[start Data excerpt]

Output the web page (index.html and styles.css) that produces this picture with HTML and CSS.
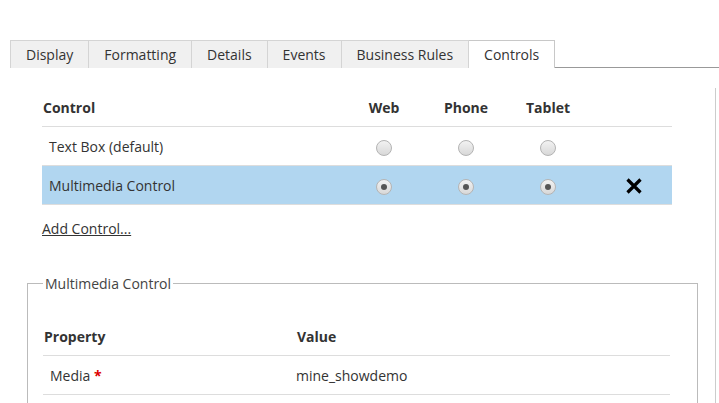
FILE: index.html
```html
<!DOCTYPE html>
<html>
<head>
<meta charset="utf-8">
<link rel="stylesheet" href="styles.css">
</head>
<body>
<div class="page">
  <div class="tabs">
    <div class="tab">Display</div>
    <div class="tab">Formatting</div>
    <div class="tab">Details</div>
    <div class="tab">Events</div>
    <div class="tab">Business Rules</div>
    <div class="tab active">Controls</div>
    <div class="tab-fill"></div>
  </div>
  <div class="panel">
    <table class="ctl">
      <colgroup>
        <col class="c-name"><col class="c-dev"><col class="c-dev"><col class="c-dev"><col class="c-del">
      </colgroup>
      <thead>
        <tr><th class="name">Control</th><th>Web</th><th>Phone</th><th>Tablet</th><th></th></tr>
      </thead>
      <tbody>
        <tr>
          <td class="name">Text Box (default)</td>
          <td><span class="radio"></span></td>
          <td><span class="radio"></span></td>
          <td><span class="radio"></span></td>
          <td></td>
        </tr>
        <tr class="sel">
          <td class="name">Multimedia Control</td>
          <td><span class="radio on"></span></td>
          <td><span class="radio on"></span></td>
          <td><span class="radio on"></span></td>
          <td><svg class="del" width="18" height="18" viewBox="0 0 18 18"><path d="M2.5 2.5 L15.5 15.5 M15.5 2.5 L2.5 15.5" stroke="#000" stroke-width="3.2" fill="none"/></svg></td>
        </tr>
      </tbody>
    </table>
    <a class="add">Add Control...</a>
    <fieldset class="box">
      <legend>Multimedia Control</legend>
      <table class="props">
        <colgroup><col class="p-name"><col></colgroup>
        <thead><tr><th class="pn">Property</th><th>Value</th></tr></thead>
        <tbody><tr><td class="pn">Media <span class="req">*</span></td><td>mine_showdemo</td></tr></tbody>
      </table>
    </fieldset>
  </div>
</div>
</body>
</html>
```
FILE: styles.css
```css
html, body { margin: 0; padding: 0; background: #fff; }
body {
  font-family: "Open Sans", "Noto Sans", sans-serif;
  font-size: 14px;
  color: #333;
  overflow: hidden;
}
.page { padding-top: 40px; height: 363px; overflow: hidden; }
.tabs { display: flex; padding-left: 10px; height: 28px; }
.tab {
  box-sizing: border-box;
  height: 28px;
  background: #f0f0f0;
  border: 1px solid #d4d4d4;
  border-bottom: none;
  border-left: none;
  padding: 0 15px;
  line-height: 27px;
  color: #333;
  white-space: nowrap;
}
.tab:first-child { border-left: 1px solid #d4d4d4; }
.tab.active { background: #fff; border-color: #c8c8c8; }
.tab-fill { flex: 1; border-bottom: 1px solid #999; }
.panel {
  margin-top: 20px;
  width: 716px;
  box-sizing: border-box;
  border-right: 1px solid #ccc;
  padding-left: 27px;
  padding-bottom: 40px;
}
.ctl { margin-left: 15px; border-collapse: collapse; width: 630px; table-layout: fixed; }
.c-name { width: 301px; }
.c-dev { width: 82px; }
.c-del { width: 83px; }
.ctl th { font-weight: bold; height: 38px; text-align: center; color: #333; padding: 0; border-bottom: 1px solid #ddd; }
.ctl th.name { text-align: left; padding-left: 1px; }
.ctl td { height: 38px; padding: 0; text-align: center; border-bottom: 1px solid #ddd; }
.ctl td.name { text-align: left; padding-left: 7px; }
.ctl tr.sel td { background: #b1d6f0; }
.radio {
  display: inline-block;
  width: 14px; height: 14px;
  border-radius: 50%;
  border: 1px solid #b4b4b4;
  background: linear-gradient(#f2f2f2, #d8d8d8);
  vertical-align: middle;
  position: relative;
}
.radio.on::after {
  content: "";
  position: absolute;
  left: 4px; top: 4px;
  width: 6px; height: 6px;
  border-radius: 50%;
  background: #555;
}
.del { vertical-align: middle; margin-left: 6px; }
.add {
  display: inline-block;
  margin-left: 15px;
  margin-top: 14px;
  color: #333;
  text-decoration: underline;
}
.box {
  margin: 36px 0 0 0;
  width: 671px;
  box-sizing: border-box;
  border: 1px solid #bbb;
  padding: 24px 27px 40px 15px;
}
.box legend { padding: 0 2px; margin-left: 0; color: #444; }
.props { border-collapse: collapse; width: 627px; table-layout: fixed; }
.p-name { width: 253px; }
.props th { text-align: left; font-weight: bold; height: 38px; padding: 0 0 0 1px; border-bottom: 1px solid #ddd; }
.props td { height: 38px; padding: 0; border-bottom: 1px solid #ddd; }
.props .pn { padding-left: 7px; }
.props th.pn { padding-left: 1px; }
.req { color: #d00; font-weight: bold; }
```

[end Data excerpt]

Pick out each line in the material containing "styles".

◆ Response below:
Output the web page (index.html and styles.css) that produces this picture with HTML and CSS.
<link rel="stylesheet" href="styles.css">
FILE: styles.css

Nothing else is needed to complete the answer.